So Which Member of Congress Was Wiretapped?
The New York Times reported that the National Security Agency improperly wiretapped a member of Congress who was “part of a Congressional delegation to the Middle East in 2005 or 2006.” Greg Sargent wants to know who it was. Don’t we all. To the Googling stations!
My first guess was Sen. John Kerry (D-Mass.), who visited the West Bank in January 2006. But why stop there? In March 2005, a so-called CODEL traveled to Iraq, Jordan, Israel Lebanon and Egypt. On the trip were Rep. Nancy Pelosi (D-Calif.), Darrel Issa (R- Calif.), George Miller (D-Calif.), Edward Markey (D-Mass.), Henry Waxman (D-Calif.), Anna Eshoo (D-Calif.), James McGovern (D- Mass.), and Linda Sanchez (D-Calif.).
Those weren’t the only ones. Another March 2005 CODEL featured members taking a survey of Mideast democratization efforts. On that trip: Rep. David Dreier (R-Calif.), Rep. Lincoln Diaz-Balart (R-Fla.), Rep. Phil Gingrey (R-Ga.), Rep. Doc Hastings (R-Wash.), Rep. Ander Crenshaw (R-Fla.), and then-Rep. E. Clay Shaw (R-Fla.). They went to the Palestinian territories, Iraq, Egypt, Lebanon, Jordan, Israel, Cyprus and two other countries I didn’t immediately identify.
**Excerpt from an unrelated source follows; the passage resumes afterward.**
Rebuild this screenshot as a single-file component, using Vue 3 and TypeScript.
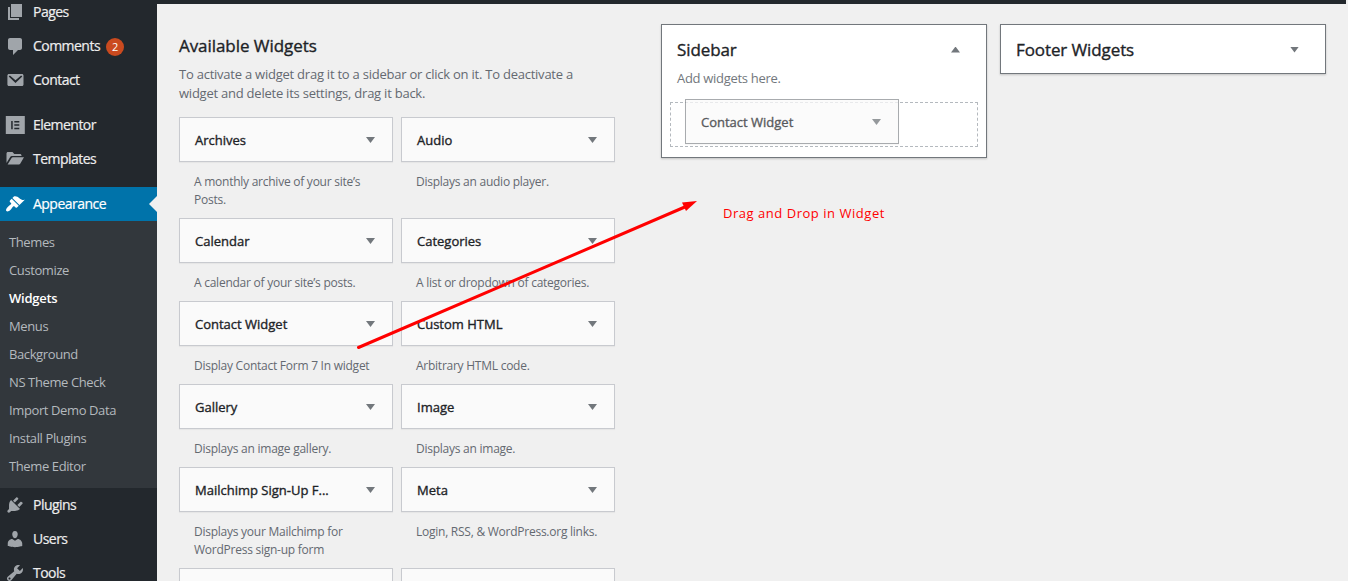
<script setup lang="ts">
interface MenuItem {
  label: string
  icon: string
  count?: number
  gap?: boolean
  current?: boolean
}
interface Widget {
  title: string
  text: string
}

const icons: Record<string, string> = {
  pages: 'M6 15V2h11v13zM5 16h9v2H3V5h2z',
  comments: 'M5 2h10c1.1 0 2 .9 2 2v8c0 1.100-.9 2-2 2h-2l-5 5v-5H5c-1.100 0-2-.9-2-2V4c0-1.100.9-2 2-2z',
  contact: 'M3.900 4h13.200c.7 0 1.400.7 1.400 1.500v9c0 .8-.7 1.500-1.400 1.500H3.900c-.8 0-1.500-.7-1.500-1.500v-9C2.400 4.700 3.100 4 3.900 4zM16.100 5.500L10.500 10.200 4.900 5.500 3.700 6.600l6.800 6.300 6.800-6.300z',
  elementor: 'M.8 1h19v18H.8zM6.200 6v8.200h1.500V6zM9.300 6v1.500h5V6zM9.300 9.300v1.500h5V9.300zM9.300 12.700v1.500h5v-1.500z',
  templates: 'M1.500 14V4.500C1.500 3.700 2.100 3 3 3h4.500L9.300 5H15c.8 0 1.500.6 1.500 1.500V7H7.400c-1 0-1.700.3-2.200 1.100zM2.600 15.500l4-6.600c.3-.5.7-.7 1.300-.7H19l-3.800 6.500c-.3.500-.7.800-1.300.8z',
  appearance: 'M14.480 11.060L7.410 3.990l1.500-1.500c.5-.56 2.300-.47 3.510.32 1.210.8 1.430 1.280 2.910 2.100 1.180.64 2.450 1.260 4.450.85zm-.71.710L6.700 4.700 4.930 6.470c-.39.390-.39 1.020 0 1.410l1.060 1.060c.39.390.39 1.030 0 1.420-.6.600-1.430 1.110-2.210 1.690-.35.260-.7.530-1.010.840C1.430 14.230.400 16.080 1.400 17.070c.99 1 2.840-.030 4.180-1.360.31-.310.580-.660.850-1.020.57-.780 1.080-1.610 1.690-2.210.39-.390 1.020-.390 1.410 0l1.060 1.060c.39.390 1.020.390 1.410 0z',
  plugins: 'M13.110 4.360L9.870 7.600 8 5.730l3.240-3.240c.35-.340 1.050-.2 1.560.320.52.510.66 1.210.31 1.550zm-8 1.770l.91-1.120 9.010 9.010-1.190.84c-.71.710-2.630 1.160-3.820 1.160H6.140L4.900 17.260c-.59.590-1.540.590-2.120 0-.59-.58-.59-1.530 0-2.120l1.240-1.240v-3.880c0-1.130.400-3.190 1.090-3.890zm7.260 3.970l3.240-3.240c.34-.350 1.040-.210 1.550.310.52.510.66 1.210.31 1.550l-3.240 3.250z',
  users: 'M10 9.250c-2.270 0-2.730-3.440-2.730-3.440C7 4.020 7.820 2 9.970 2c2.160 0 2.980 2.020 2.710 3.810 0 0-.41 3.440-2.680 3.440zm0 2.570L12.720 10c2.390 0 4.520 2.330 4.520 4.530v2.490s-3.650 1.130-7.240 1.130c-3.650 0-7.240-1.130-7.240-1.130v-2.490c0-2.250 1.940-4.480 4.470-4.480z',
  tools: 'M16.680 9.770c-1.340 1.340-3.300 1.670-4.950.990l-5.410 6.520c-.99.990-2.590.990-3.580 0s-.99-2.590 0-3.570l6.520-5.420c-.68-1.650-.35-3.610.99-4.950 1.280-1.280 3.120-1.620 4.720-1.060l-2.890 2.890 2.820 2.820 2.860-2.870c.53 1.580.180 3.390-1.080 4.650zM3.810 16.210c.4.390 1.040.390 1.430 0 .4-.400.4-1.040 0-1.430-.39-.400-1.030-.400-1.430 0-.39.390-.39 1.030 0 1.430z',
}

const upper: MenuItem[] = [
  { label: 'Pages', icon: 'pages' },
  { label: 'Comments', icon: 'comments', count: 2 },
  { label: 'Contact', icon: 'contact' },
  { label: 'Elementor', icon: 'elementor', gap: true },
  { label: 'Templates', icon: 'templates' },
  { label: 'Appearance', icon: 'appearance', gap: true, current: true },
]
const submenu = ['Themes', 'Customize', 'Widgets', 'Menus', 'Background', 'NS Theme Check', 'Import Demo Data', 'Install Plugins', 'Theme Editor']
const lower: MenuItem[] = [
  { label: 'Plugins', icon: 'plugins' },
  { label: 'Users', icon: 'users' },
  { label: 'Tools', icon: 'tools' },
]
const widgets: Widget[] = [
  { title: 'Archives', text: 'A monthly archive of your site’s Posts.' },
  { title: 'Audio', text: 'Displays an audio player.' },
  { title: 'Calendar', text: 'A calendar of your site’s posts.' },
  { title: 'Categories', text: 'A list or dropdown of categories.' },
  { title: 'Contact Widget', text: 'Display Contact Form 7 In widget' },
  { title: 'Custom HTML', text: 'Arbitrary HTML code.' },
  { title: 'Gallery', text: 'Displays an image gallery.' },
  { title: 'Image', text: 'Displays an image.' },
  { title: 'Mailchimp Sign-Up F...', text: 'Displays your Mailchimp for WordPress sign-up form' },
  { title: 'Meta', text: 'Login, RSS, & WordPress.org links.' },
  { title: '', text: '' },
  { title: '', text: '' },
]
</script>

<template>
  <div class="screen">
    <nav class="menu">
      <a v-for="m in upper" :key="m.label" class="item" :class="{ gap: m.gap, current: m.current }">
        <svg class="icon" viewBox="0 0 20 20"><path fill-rule="evenodd" :d="icons[m.icon]" /></svg>
        <span class="label">{{ m.label }}</span>
        <span v-if="m.count" class="count">{{ m.count }}</span>
      </a>
      <div class="submenu">
        <a v-for="s in submenu" :key="s" :class="{ active: s === 'Widgets' }">{{ s }}</a>
      </div>
      <a v-for="m in lower" :key="m.label" class="item">
        <svg class="icon" viewBox="0 0 20 20"><path fill-rule="evenodd" :d="icons[m.icon]" /></svg>
        <span class="label">{{ m.label }}</span>
      </a>
    </nav>

    <div class="body">
      <div class="bar"></div>
      <main class="content">
        <section class="available">
          <h2>Available Widgets</h2>
          <p class="intro">To activate a widget drag it to a sidebar or click on it. To deactivate a<br />widget and delete its settings, drag it back.</p>
          <div class="grid">
            <div v-for="(w, i) in widgets" :key="i">
              <div class="widget"><h3>{{ w.title }}</h3><i class="tri"></i></div>
              <p class="about">{{ w.text }}</p>
            </div>
          </div>
        </section>
        <section class="area open">
          <header><h2>Sidebar</h2><i class="tri up"></i></header>
          <p class="hint">Add widgets here.</p>
          <div class="drop">
            <div class="widget dragged"><h3>Contact Widget</h3><i class="tri"></i></div>
          </div>
        </section>
        <section class="area footer">
          <header><h2>Footer Widgets</h2><i class="tri"></i></header>
        </section>
      </main>
    </div>

    <svg class="arrow" viewBox="0 0 1348 581">
      <path d="M358.500 347.500L686 206.500" />
      <polygon points="697,201 682,202.500 686,211" />
    </svg>
    <span class="note">Drag and Drop in Widget</span>
  </div>
</template>

<style>
body {
  margin: 0;
  overflow: hidden;
}
</style>

<style scoped>
.screen {
  position: relative;
  display: flex;
  width: 1348px;
  height: 581px;
  overflow: hidden;
  background: #f0f0f0;
  font-family: "Open Sans", "Noto Sans", sans-serif;
  font-size: 13px;
  color: #1d2327;
}
h2, h3, p { margin: 0; }
h2, h3 { -webkit-text-stroke: 0.35px currentColor; }
.menu {
  flex: none;
  width: 157px;
  height: 586px;
  margin-top: -5px;
  background: #23282d;
}
.item {
  position: relative;
  display: flex;
  align-items: center;
  height: 34px;
  padding-left: 5px;
  color: #eee;
  font-size: 14px;
  letter-spacing: -0.53px;
}
.item.gap { margin-top: 11px; }
.label {
  margin-bottom: 2px;
  -webkit-text-stroke: 0.2px currentColor;
}
.icon {
  width: 20px;
  height: 20px;
  margin-right: 8px;
  fill: #a0a5aa;
}
.current {
  background: #0073aa;
  color: #fff;
}
.current .icon { fill: #fff; }
.current::after {
  content: "";
  position: absolute;
  right: 0;
  top: 9px;
  border: 8px solid transparent;
  border-left: 0;
  border-right-color: #f0f0f0;
}
.count {
  width: 18px;
  height: 18px;
  margin: 2px 0 0 6px;
  border-radius: 9px;
  background: #ca4a1f;
  color: #fff;
  font-size: 11px;
  line-height: 18px;
  text-align: center;
  letter-spacing: 0;
}
.submenu {
  padding: 7px 0 8px;
  background: #32373c;
}
.submenu a {
  display: block;
  height: 28px;
  padding-left: 9px;
  line-height: 28px;
  color: #b4b9be;
  letter-spacing: -0.39px;
}
.submenu .active {
  color: #fff;
  font-weight: 600;
  letter-spacing: -0.25px;
}
.body {
  flex: 1;
}
.bar {
  width: 1189px;
  height: 4px;
  background: #23282d;
}
.content {
  display: flex;
  align-items: flex-start;
  padding: 20px 0 0 22px;
}
.available { width: 436px; }
.available h2 {
  padding-top: 11px;
  font-size: 17px;
  line-height: 22px;
  font-weight: 400;
  letter-spacing: -0.06px;
}
.intro {
  margin-top: 8px;
  line-height: 19px;
  color: #646970;
  letter-spacing: -0.235px;
  white-space: nowrap;
}
.grid {
  display: grid;
  grid-template-columns: 214px 214px;
  column-gap: 8px;
  margin-top: 14px;
}
.widget {
  display: flex;
  align-items: center;
  justify-content: space-between;
  box-sizing: border-box;
  height: 45px;
  padding: 0 17px 0 15px;
  border: 1px solid #c8cacf;
  background: #fafafa;
  box-shadow: 0 1px 1px rgba(0, 0, 0, 0.04);
}
h3 {
  font-size: 13px;
  font-weight: 400;
  letter-spacing: 0;
}
.tri {
  width: 9px;
  height: 6px;
  margin-top: 1px;
  background: #72777c;
  clip-path: polygon(0 0, 100% 0, 50% 100%);
}
.tri.up { clip-path: polygon(0 100%, 100% 100%, 50% 0); }
.about {
  padding: 11px 14px 9px 15px;
  font-size: 12px;
  line-height: 18px;
  color: #646970;
  letter-spacing: -0.25px;
}
.area {
  box-sizing: border-box;
  width: 326px;
  margin-left: 46px;
  border: 1px solid #72777c;
  background: #fff;
  box-shadow: 0 1px 2px rgba(0, 0, 0, 0.2);
}
.area.footer { margin-left: 13px; }
.area header {
  display: flex;
  align-items: center;
  justify-content: space-between;
  height: 48px;
  padding: 0 26px 0 15px;
}
.area h2 {
  padding-top: 1px;
  font-size: 17px;
  font-weight: 400;
  line-height: 24px;
  letter-spacing: -0.1px;
}
.open { height: 134px; }
.hint {
  padding: 0 15px;
  margin-top: -4px;
  line-height: 19px;
  color: #72777c;
  letter-spacing: -0.3px;
}
.drop {
  box-sizing: border-box;
  width: 308px;
  height: 45px;
  margin: 14px 0 0 8px;
  border: 1px dashed #b4b9be;
}
.dragged {
  position: relative;
  top: -4px;
  left: 14px;
  width: 214px;
  border-color: #8c8f94;
  opacity: 0.75;
}
.arrow {
  position: absolute;
  inset: 0;
  width: 1348px;
  height: 581px;
  fill: #f00;
}
.arrow path {
  stroke: #f00;
  stroke-width: 3;
  stroke-linecap: round;
}
.note {
  position: absolute;
  left: 723px;
  top: 204px;
  line-height: 18px;
  color: #f00;
  letter-spacing: 0.53px;
  white-space: nowrap;
}
</style>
Let’s continue. January 2006: a congressional delegation goes to Europe, Iraq, Afghanistan and Pakistan. Middle East enough? That one had then-Rep. Jon Porter (R-Nev.), Rep. Michael Fitzpatrick (R-Penn.), Rep. Madeleine Bordallo (D-Guam), Rep. Dave Weldon (R-Fla.), Rep. Melissa Hart (R-Penn.), Rep. Collin Peterson (D-Minn.), Rep. Thaddeus McCotter (R-Mich.) and Rep. Kenny Hulshof (R-Mo.).
Then there was a December 2006 senatorial CODEL to Iraq, Israel, Afghanistan and Pakistan. Sens. John Thune (R-S.D.), John McCain (R-Ariz.), Joe Lieberman (I-Conn.) and Susan Collins (R-Maine) brought back photos.
So that’s 27 members of Congress who could have been illegally surveilled by the NSA. I’m sure I’m missing some CODELs, so point them out in comments if you see them. But the broader point is that there’s no obvious reason at the moment why any of these members’ trips couldn’t have put them in contact with “persons of interest” to the National Security Agency and the Bush administration, thereby making them prima facie targets of a wideranging surveillance program.